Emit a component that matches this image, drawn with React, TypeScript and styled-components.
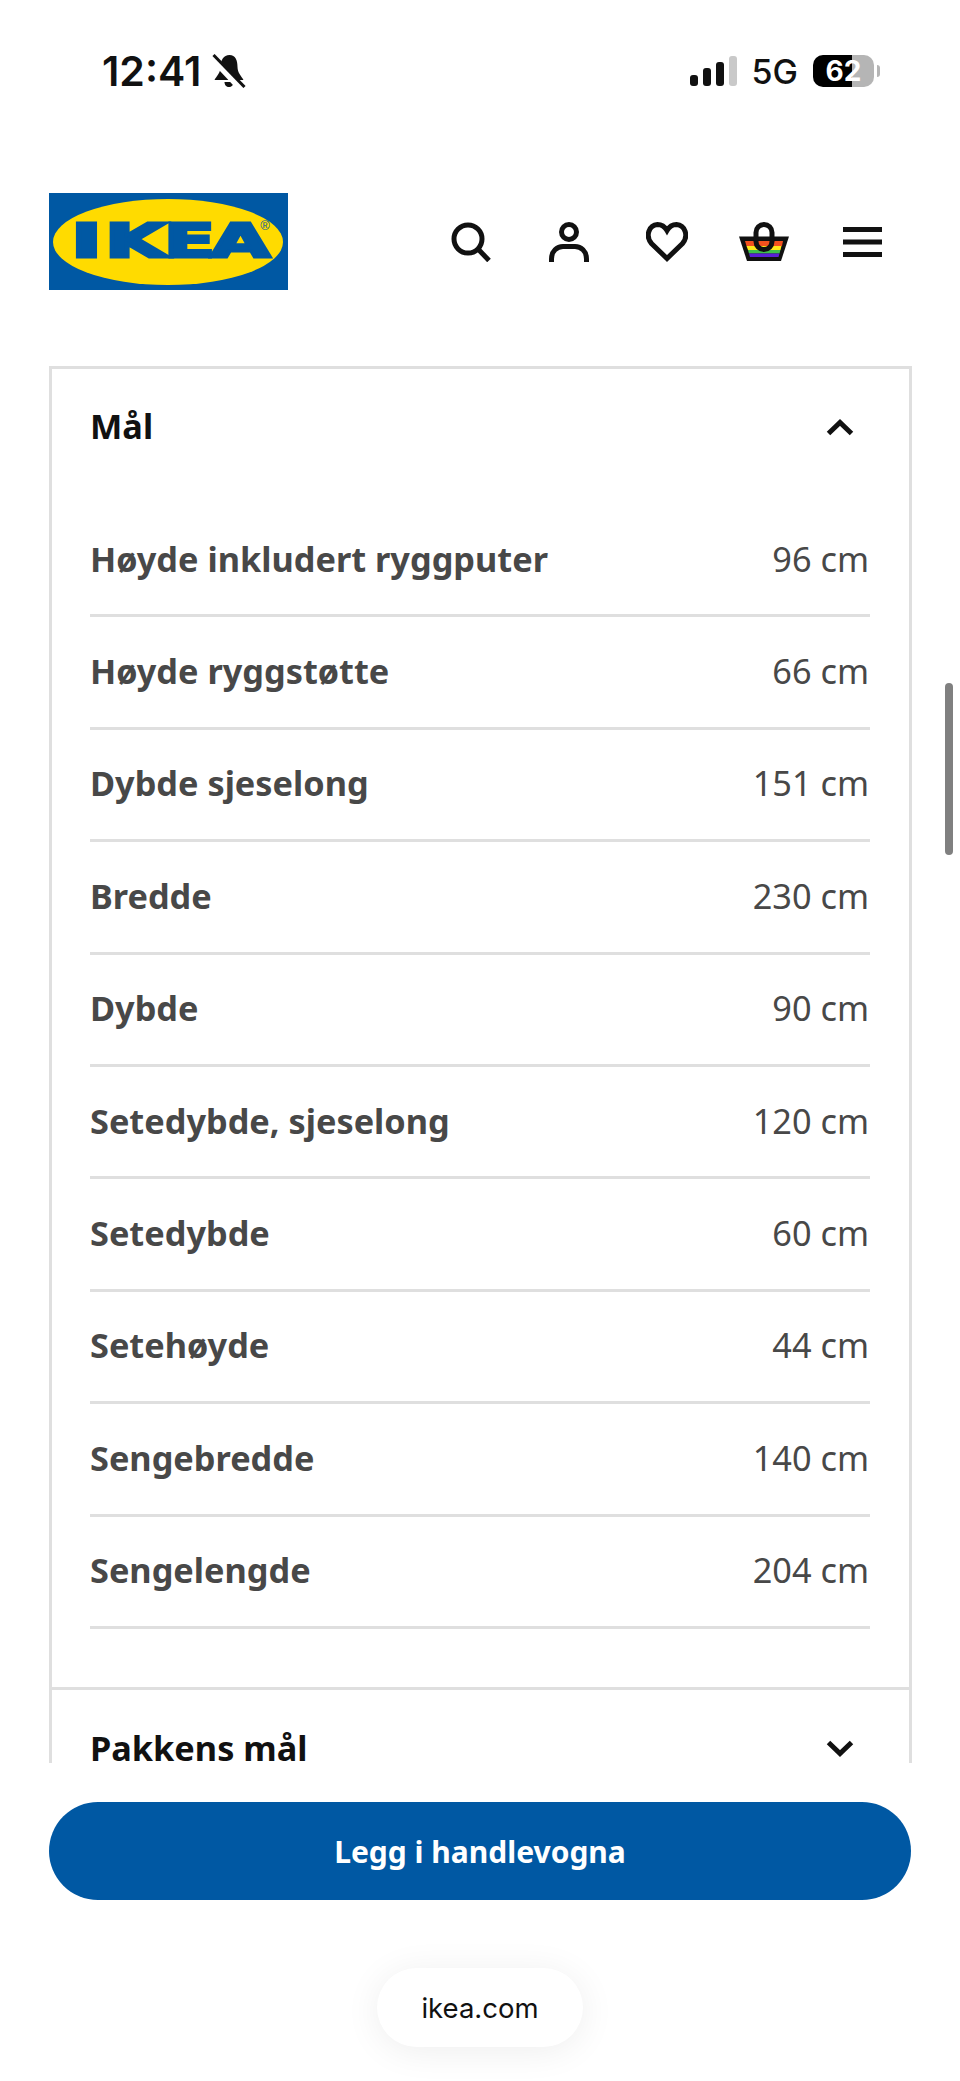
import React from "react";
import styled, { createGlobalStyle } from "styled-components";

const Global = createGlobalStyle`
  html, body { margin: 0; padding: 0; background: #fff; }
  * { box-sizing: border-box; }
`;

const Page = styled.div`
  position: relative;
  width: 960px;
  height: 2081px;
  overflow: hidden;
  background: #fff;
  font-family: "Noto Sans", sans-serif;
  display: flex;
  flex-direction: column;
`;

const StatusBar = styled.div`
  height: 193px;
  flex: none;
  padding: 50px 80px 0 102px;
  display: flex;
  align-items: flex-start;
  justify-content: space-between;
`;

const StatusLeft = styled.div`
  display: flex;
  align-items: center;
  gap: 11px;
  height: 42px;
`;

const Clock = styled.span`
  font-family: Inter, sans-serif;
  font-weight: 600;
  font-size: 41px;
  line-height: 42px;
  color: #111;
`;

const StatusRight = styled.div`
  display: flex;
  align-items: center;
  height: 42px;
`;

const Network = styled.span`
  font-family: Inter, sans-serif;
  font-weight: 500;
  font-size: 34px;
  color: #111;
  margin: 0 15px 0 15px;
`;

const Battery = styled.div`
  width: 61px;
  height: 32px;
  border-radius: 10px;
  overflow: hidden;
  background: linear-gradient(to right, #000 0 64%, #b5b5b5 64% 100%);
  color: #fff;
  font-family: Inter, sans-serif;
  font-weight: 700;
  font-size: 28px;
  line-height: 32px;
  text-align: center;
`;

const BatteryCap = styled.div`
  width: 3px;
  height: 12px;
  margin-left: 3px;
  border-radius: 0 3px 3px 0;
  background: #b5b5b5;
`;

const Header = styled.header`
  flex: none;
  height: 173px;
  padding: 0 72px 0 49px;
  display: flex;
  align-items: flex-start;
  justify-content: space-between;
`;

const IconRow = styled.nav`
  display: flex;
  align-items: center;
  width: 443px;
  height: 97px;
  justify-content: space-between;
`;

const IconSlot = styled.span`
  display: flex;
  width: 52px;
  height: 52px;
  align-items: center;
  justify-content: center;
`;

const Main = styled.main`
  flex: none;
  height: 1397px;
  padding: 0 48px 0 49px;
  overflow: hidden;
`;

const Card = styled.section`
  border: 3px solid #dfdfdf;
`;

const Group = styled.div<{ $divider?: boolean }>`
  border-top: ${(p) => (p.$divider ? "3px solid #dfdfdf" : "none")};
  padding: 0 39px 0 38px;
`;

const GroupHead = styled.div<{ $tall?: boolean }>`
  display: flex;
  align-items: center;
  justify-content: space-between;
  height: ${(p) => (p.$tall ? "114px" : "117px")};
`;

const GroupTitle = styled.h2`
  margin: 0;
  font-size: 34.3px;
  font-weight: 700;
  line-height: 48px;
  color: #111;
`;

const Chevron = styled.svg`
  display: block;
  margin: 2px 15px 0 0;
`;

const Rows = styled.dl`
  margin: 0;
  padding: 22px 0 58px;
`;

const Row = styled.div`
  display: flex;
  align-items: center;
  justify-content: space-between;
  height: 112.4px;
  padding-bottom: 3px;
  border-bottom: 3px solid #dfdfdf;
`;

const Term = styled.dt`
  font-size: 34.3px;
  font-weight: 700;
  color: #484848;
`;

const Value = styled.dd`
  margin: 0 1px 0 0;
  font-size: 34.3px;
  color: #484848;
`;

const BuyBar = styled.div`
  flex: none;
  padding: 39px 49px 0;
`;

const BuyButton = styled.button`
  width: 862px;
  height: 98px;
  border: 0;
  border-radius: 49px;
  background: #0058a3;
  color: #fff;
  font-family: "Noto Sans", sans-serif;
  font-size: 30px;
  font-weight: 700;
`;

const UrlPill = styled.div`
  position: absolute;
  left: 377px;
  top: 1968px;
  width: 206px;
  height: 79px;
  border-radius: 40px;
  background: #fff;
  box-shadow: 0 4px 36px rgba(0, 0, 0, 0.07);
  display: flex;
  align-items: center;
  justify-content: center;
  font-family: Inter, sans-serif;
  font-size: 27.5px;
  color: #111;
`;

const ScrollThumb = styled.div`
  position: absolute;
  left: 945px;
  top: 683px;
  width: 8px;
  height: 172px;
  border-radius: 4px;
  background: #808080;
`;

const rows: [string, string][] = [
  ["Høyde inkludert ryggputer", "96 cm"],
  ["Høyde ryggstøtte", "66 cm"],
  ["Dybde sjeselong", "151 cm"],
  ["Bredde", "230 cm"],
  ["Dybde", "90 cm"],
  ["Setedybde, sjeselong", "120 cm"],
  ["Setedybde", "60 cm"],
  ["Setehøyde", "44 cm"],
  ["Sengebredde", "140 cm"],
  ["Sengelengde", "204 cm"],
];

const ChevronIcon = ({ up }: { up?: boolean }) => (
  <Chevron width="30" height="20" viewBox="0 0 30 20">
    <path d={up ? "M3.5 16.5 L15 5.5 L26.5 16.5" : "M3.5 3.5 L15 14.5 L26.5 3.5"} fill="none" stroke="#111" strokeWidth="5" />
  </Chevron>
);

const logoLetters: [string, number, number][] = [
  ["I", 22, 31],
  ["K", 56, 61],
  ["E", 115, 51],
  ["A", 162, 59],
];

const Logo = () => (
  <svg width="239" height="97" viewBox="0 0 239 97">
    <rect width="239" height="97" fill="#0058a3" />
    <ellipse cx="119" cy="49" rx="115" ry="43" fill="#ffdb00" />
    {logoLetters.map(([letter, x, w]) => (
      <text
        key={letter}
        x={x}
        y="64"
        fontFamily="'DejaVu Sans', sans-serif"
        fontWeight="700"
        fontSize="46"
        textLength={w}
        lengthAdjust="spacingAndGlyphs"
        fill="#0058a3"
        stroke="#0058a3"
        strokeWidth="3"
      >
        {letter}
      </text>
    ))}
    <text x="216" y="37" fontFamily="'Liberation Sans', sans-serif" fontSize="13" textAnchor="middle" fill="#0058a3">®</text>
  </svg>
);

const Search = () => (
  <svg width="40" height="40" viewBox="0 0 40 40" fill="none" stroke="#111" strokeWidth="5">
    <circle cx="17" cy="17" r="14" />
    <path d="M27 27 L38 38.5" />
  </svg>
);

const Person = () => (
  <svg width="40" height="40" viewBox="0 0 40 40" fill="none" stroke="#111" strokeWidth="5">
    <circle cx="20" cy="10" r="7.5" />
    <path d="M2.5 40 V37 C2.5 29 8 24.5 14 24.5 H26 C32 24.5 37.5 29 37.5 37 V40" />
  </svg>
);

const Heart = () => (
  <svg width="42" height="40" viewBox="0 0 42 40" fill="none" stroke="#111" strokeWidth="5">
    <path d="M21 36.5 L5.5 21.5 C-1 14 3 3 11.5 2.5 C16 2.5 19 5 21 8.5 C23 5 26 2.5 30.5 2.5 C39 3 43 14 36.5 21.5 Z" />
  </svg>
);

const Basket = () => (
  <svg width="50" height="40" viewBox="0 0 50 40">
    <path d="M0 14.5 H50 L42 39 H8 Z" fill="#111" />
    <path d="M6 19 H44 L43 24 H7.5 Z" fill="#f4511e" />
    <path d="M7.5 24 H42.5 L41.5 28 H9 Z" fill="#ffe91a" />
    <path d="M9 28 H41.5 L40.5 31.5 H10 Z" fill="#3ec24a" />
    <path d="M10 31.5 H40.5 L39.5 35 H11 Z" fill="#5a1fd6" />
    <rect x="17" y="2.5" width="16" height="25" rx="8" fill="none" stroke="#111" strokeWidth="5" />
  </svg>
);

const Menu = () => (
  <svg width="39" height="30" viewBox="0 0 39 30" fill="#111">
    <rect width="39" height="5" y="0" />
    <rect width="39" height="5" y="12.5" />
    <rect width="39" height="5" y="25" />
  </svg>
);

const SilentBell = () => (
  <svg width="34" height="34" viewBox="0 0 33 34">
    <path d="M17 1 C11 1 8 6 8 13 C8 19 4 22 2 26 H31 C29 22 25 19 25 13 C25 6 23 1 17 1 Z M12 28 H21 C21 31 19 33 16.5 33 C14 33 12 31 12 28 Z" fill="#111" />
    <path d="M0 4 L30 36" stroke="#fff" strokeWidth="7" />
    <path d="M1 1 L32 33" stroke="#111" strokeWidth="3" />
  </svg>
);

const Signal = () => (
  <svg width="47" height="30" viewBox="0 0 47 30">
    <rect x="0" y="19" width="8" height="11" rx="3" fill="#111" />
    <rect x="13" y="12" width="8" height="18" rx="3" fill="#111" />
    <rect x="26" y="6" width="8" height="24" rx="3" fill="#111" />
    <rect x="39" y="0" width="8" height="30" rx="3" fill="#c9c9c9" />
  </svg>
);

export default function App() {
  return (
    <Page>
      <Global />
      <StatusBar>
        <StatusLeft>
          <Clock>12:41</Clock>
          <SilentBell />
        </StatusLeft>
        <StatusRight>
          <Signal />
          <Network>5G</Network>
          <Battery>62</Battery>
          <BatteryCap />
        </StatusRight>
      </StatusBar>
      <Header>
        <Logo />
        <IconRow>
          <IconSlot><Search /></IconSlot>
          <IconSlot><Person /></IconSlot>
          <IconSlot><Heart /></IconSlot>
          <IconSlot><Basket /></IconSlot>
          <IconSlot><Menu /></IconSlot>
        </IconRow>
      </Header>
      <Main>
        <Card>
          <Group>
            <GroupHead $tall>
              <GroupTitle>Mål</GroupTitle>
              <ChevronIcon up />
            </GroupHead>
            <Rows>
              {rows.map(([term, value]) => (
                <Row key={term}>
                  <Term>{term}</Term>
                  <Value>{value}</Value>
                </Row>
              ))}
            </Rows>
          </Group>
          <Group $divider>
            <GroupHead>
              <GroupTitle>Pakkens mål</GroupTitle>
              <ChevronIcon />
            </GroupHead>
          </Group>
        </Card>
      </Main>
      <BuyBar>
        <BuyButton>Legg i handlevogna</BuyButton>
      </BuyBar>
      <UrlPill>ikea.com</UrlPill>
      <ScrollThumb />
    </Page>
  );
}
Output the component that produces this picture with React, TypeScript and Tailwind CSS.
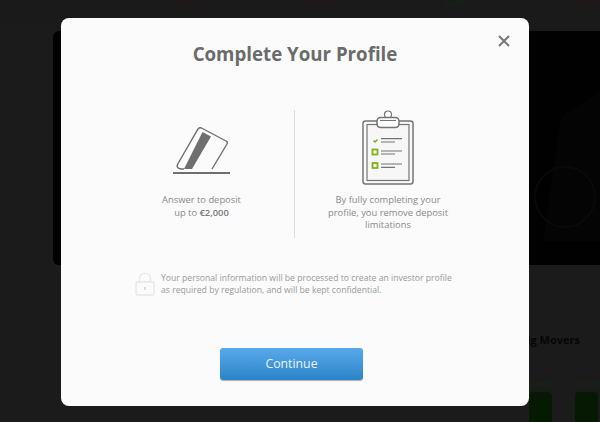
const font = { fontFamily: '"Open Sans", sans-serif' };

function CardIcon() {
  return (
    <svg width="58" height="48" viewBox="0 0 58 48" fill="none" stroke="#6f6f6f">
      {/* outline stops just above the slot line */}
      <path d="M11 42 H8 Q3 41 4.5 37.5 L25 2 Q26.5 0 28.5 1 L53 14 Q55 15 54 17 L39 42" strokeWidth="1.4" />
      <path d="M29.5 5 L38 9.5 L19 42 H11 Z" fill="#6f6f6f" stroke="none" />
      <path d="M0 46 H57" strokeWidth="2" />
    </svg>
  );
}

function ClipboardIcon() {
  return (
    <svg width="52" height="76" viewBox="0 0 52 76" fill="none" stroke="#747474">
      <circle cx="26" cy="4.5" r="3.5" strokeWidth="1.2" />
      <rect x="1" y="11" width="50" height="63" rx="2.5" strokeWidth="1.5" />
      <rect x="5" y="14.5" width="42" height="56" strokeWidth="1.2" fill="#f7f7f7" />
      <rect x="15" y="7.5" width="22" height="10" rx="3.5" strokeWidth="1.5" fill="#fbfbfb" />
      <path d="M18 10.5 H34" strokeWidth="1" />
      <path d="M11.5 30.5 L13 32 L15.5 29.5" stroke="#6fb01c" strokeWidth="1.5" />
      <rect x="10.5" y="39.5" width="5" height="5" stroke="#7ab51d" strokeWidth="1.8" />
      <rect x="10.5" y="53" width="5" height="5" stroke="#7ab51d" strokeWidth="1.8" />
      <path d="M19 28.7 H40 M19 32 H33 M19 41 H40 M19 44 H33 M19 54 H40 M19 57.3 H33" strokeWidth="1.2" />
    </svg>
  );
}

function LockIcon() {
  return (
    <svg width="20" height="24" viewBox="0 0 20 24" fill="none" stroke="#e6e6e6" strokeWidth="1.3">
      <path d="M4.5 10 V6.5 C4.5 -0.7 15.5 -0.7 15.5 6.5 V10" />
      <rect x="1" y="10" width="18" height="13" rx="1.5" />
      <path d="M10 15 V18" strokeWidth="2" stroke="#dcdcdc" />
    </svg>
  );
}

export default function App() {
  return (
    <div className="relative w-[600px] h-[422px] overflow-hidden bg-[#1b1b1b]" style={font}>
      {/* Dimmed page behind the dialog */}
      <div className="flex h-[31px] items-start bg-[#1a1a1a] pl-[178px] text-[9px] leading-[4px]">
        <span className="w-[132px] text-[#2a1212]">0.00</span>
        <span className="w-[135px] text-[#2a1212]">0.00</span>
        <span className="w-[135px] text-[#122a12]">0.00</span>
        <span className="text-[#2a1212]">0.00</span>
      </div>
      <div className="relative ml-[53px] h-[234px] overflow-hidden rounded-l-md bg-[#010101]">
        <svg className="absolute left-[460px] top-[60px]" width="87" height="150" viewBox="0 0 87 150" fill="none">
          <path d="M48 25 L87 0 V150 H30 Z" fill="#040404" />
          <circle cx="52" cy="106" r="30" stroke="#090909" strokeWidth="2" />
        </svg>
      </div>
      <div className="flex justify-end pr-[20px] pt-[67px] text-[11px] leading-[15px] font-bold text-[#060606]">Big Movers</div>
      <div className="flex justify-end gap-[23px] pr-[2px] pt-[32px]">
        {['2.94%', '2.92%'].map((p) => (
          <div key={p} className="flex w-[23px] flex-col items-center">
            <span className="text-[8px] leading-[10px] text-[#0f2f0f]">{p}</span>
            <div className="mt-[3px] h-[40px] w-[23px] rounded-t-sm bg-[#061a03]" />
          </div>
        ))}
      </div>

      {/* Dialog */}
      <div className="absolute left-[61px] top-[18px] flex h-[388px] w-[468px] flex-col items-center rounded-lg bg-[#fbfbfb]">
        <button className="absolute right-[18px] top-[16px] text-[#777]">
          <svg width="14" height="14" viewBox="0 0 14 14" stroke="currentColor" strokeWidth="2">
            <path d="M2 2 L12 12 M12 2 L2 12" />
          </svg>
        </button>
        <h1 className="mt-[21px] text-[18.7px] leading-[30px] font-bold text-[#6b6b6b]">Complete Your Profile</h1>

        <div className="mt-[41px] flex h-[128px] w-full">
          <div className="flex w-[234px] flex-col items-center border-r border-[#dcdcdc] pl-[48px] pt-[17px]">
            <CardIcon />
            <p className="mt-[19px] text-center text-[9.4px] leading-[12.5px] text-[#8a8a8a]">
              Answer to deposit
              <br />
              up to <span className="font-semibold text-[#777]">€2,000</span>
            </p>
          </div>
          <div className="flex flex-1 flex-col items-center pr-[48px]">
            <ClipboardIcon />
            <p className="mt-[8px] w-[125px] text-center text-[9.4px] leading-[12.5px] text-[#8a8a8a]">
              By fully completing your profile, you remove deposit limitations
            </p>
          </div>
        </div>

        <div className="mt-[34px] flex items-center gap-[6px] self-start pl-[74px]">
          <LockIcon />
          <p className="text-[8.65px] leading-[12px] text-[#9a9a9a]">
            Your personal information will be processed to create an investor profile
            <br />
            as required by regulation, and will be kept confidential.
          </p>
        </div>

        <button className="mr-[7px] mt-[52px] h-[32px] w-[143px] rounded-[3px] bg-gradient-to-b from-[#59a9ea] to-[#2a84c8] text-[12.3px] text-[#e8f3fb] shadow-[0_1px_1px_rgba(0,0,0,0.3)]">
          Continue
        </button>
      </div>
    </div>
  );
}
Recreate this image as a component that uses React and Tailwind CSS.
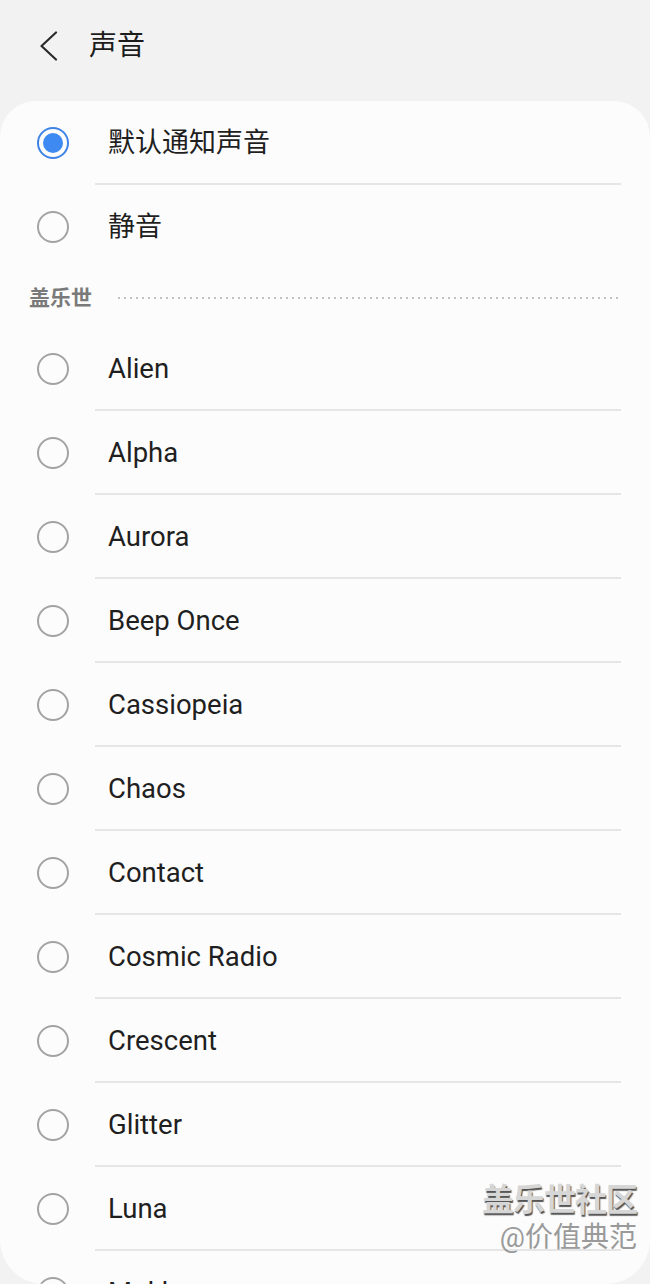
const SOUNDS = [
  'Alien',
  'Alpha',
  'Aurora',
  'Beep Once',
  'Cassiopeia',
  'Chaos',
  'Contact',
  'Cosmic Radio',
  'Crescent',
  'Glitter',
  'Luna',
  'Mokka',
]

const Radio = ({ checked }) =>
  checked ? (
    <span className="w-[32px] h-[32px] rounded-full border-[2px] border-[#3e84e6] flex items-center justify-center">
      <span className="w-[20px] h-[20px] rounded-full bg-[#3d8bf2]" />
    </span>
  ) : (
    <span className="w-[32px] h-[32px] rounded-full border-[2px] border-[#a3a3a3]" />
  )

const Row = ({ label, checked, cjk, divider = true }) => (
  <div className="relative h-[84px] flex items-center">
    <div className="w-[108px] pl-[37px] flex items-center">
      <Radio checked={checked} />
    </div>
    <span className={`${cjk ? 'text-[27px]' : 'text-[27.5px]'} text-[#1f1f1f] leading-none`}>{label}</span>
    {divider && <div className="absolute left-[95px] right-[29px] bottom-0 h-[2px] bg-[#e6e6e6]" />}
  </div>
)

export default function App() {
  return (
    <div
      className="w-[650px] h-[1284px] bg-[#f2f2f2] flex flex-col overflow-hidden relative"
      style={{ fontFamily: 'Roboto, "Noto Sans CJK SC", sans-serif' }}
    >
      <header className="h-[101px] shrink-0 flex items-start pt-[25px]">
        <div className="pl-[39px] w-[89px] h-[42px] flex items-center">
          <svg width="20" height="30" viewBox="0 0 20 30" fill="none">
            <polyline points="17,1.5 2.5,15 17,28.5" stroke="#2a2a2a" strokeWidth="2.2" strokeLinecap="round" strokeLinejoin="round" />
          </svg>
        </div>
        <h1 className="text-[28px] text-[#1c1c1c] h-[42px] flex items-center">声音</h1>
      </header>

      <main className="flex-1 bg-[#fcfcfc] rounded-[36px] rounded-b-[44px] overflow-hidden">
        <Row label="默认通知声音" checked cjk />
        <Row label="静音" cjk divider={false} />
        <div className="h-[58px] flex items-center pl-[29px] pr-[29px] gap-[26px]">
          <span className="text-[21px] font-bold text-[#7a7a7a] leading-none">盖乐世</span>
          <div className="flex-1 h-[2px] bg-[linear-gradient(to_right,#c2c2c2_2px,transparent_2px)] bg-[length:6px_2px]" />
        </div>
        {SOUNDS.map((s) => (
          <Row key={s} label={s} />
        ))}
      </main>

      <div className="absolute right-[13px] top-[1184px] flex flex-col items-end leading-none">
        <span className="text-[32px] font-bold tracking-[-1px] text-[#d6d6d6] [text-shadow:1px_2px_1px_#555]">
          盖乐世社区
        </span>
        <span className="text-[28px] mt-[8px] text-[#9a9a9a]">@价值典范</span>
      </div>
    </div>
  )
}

◇ ◇ ◇ ◇

- [PROBLEM TO WORK ON]: All lines above with "TypeScript" in them should be returned.

- [TASK OUTPUT]:
Emit a component that matches this image, drawn with React, TypeScript and styled-components.
Output the component that produces this picture with React, TypeScript and Tailwind CSS.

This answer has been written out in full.